Without clear crash reports and written backing from Tesla or your insurer, you carry the full risk if a collision exposes weaknesses in that hardware.

Does Adding Seats Affect My Tesla Warranty?

Drilling into the floor, moving sensors, or tapping into wiring can give Tesla reasons to deny coverage for related faults. Warranty terms allow manufacturers to reject claims when non-original parts touch covered systems.

Even if your drive unit stays under warranty, any rear body or restraint repair after a crash might face extra questions once a technician sees altered mounts.

Is The Factory Third Row Comfortable For Adults?

Independent reviews suggest that adults fit only for short trips, with heads close to the roof and limited legroom. Space improves slightly when the second row slides forward, yet that trade steals comfort from mid-row passengers.

The layout works best for children or smaller teens who ride occasionally. Regular adult use tends to push owners toward larger three-row vehicles.

What Should I Do If My Family Outgrows A Five-Seat Model Y?

Start by measuring how many days each month you actually need six or seven seats. If it is rare, rideshares, rentals, or a second used people-mover may solve it neatly while you keep the Tesla you like.

If large groups are the new normal, compare the cost of trading into a factory seven-seat Model Y or another three-row EV with the money and risk tied to a rear conversion.

Wrapping It Up – Can You Add A 3Rd Row To Model Y?

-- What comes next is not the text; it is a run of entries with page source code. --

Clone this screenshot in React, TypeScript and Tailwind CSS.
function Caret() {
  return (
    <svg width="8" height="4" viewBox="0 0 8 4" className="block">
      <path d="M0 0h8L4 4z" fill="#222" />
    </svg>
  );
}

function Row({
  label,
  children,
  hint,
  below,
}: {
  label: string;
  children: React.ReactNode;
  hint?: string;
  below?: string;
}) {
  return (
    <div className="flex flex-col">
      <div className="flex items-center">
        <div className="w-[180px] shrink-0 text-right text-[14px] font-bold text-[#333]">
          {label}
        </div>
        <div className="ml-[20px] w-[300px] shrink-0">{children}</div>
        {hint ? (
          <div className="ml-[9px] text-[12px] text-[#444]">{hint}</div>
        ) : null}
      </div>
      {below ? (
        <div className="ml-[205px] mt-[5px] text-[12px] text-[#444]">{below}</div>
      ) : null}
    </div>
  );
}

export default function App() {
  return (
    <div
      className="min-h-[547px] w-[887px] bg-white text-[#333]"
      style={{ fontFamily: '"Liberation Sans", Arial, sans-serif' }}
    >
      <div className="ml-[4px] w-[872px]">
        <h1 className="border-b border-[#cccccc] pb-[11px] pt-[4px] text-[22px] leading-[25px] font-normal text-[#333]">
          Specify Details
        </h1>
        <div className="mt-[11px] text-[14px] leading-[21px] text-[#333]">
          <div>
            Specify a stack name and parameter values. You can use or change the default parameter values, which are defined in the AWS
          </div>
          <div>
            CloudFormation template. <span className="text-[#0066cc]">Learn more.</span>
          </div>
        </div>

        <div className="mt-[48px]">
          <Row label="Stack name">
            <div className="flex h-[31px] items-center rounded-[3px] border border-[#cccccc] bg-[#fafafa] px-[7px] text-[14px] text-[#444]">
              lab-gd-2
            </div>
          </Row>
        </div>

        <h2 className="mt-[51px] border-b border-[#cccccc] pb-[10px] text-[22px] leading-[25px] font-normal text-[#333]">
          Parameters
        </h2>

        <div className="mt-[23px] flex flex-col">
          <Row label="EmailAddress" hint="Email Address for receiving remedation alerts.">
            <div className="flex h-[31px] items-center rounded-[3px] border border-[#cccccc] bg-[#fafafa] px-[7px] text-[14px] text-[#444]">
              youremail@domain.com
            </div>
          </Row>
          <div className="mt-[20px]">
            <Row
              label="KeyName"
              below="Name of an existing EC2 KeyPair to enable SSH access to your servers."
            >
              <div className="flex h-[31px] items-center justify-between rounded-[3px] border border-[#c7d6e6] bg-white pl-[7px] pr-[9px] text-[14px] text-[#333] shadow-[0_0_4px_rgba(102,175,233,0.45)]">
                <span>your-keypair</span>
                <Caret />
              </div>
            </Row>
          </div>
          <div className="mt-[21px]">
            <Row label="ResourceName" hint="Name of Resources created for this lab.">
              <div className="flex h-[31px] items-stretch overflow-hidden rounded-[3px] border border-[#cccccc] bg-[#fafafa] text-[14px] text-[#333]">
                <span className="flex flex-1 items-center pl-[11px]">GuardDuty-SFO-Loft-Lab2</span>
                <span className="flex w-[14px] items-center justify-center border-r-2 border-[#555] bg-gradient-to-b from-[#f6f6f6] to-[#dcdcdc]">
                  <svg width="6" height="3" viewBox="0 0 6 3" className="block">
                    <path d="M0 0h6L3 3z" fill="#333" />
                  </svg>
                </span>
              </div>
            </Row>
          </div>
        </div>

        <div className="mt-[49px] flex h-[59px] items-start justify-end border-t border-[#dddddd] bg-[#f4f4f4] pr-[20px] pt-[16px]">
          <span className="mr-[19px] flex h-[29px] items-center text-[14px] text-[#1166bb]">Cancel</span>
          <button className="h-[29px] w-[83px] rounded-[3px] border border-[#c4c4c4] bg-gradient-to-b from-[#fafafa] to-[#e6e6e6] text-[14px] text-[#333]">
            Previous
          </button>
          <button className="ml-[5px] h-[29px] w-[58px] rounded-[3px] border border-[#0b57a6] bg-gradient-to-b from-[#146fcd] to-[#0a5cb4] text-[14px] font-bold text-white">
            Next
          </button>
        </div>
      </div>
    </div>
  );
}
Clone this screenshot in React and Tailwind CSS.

A Model Y trunk looks roomy, yet that cargo bay was never shaped or crash-tested as a passenger zone in five-seat cars. The only third row that matches Tesla’s engineering, software, and warranty is the factory seven-seat package or newer three-row variants sold that way from launch.

For families who need more seats, the safest plan is simple: choose a vehicle that left the factory with the seating layout you want, then lean on that built-in engineering instead of turning a cargo area into a home-made people carrier.